Le monsieur at Le Whif's booth was very eager to speak with me about the wonderful psychological and emotional and physical benefits of whiffing, but unfortunately he was out of samples!!! What?! NOOOOOO!!! So although I listened to his long and animated pitch, I cannot gush on and on about this curious calorie-less experience and just how far the combination of chocolate and aerosol science has come. The rep did say they want to extend the science of whiffing to other things--i.e., soup. Can you imagine inhaling a bowl of tomato bisque? Minestrone? Curious indeed.
Whiff it; whiff it good.
Candy Teeth: All up in our grillz.
Candy teeth/grillz seem to be something of a trend right now. We encountered quite a few versions. Taste never seems to be much of a concern with these things; it's all about the novelty factor.
Flavor 101: Move over açaí berry: the future lies in lulo.

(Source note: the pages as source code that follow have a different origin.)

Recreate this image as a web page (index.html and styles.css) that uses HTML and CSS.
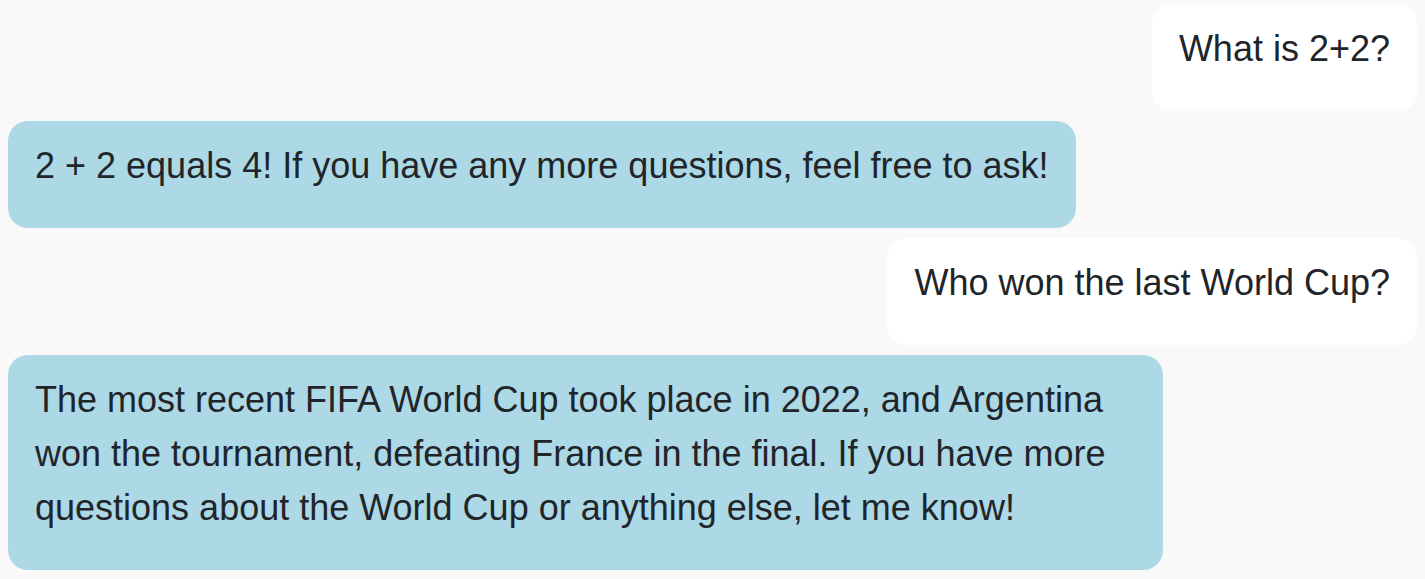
FILE: index.html
```html
<!DOCTYPE html>
<html lang="en">
<head>
<meta charset="utf-8">
<title>Chat</title>
<link rel="stylesheet" href="styles.css">
</head>
<body>
<div class="chat">
  <div class="msg user">What is 2+2?</div>
  <div class="msg bot">2 + 2 equals 4! If you have any more questions, feel free to ask!</div>
  <div class="msg user">Who won the last World Cup?</div>
  <div class="msg bot">The most recent FIFA World Cup took place in 2022, and Argentina won the tournament, defeating France in the final. If you have more questions about the World Cup or anything else, let me know!</div>
</div>
</body>
</html>
```

FILE: styles.css
```css
html, body {
  margin: 0;
  padding: 0;
  background: #f9f9f9;
}

body {
  font-family: "Liberation Sans", Arial, sans-serif;
  color: #212529;
}

.chat {
  display: flex;
  flex-direction: column;
  align-items: flex-start;
  gap: 10px;
  padding: 4px 8px;
}

.msg {
  box-sizing: border-box;
  max-width: 82%;
  padding: 18px 27px 35px;
  font-size: 36px;
  line-height: 54px;
  border-radius: 20px;
}

.user {
  align-self: flex-end;
  background: #ffffff;
}

.bot {
  background: #add8e6;
}
```
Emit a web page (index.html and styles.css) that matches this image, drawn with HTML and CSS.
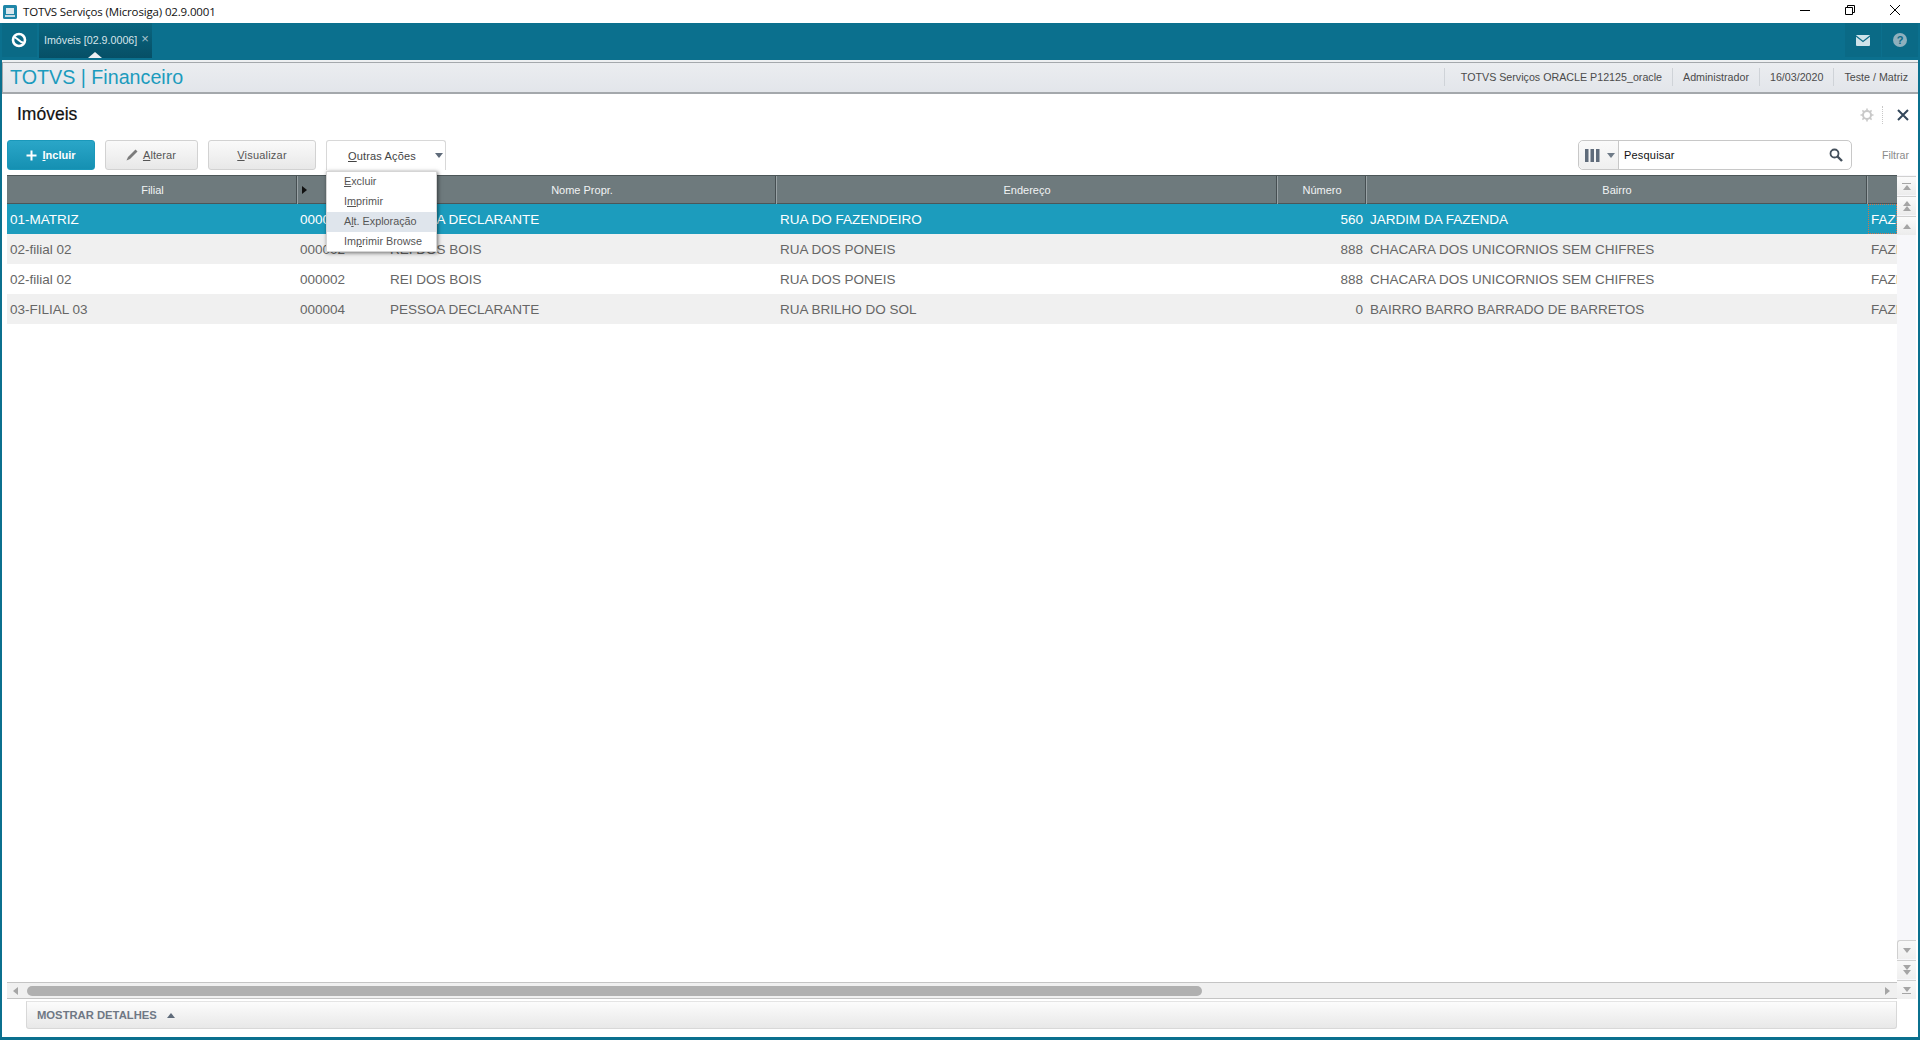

Maybe the best thing David and I did at the expo was to attend a seminar called Flavor 101. Via PowerPoint presentations and taste tests, experts in the field taught us about the newest trends in exotic fruit flavors. Whereas pomegranate was all the rage a couple years ago, and then we saw the rise of fruits like açaí berry and mangosteen, tomorrow's market will be all about fruits like cupuaçu, rambutan, cherimoya, soursop (guanabana), lulo, and camu camu. Many of these flavors are already popular in other parts of the world, but they are just starting to show up on US shelves. Some are shockingly delicious and others taste like sunscreen. In any case, come quickly, guanabana!
Playing in Candy Land: More images from the expo.
Candy Names We Liked:
OOBZ TOOBZ
TANGY ZANGY BELTS
JUICY OOZERS
BIG FAT HISSEE FIT
NUT DEMONS
Candy Wrap-Up
As expected, the All Candy Expo was an intense sensory experience. Sights! Smells! Flava flaves! It was also very much an industry-only trade show in the sense that if you were wearing the right color of nametag--particularly the color that designated "buyer"--you were guaranteed much better treatment from candy reps. Had we worn suits and ties (ties featuring jelly beans/candy corn/M&Ms, of course) and gone incognito as confectionary and snack buyers, David and I surely would've gotten a whole new perspective on the candy biz. Oh well, next year...!
Despite a certain expo hierarchy, we met quite a few people--like the Funley's fellow--who were stoked that we were reporting for a food blog and who spoke very passionately about their products. Such vendors presented us with extra samples and press packets and (I think) recognized our mutual candy connection--that shared candy-related glimmer in our eyes (just before the 5 Hour energy shots finally wore off). After leaving the convention center, we reboarded the bus on Dum Dum Drive and headed home, expo-nentially more sugared up than before. And we learned this, too: After it's all about sweets and snacks, it's all about real eats and naps.

I wish this blog post would never end!
You guys Rock!!! thanks for the great review and the awesome candid shots. you made our week!! ~Shawn & Ashley (The Funley's)
I'm currently a graphic design student and was given a fictional assignment of redesigning a sort of novel product. After doing some research on your blog I decided to narrow the ideas to Le Whif, Surf Sweets and Gud Fud. If you have any other suggestions of neat foods that could easily be packaged such as these I would appreciate response. Great Post with tons of information!... BOOKMARKED!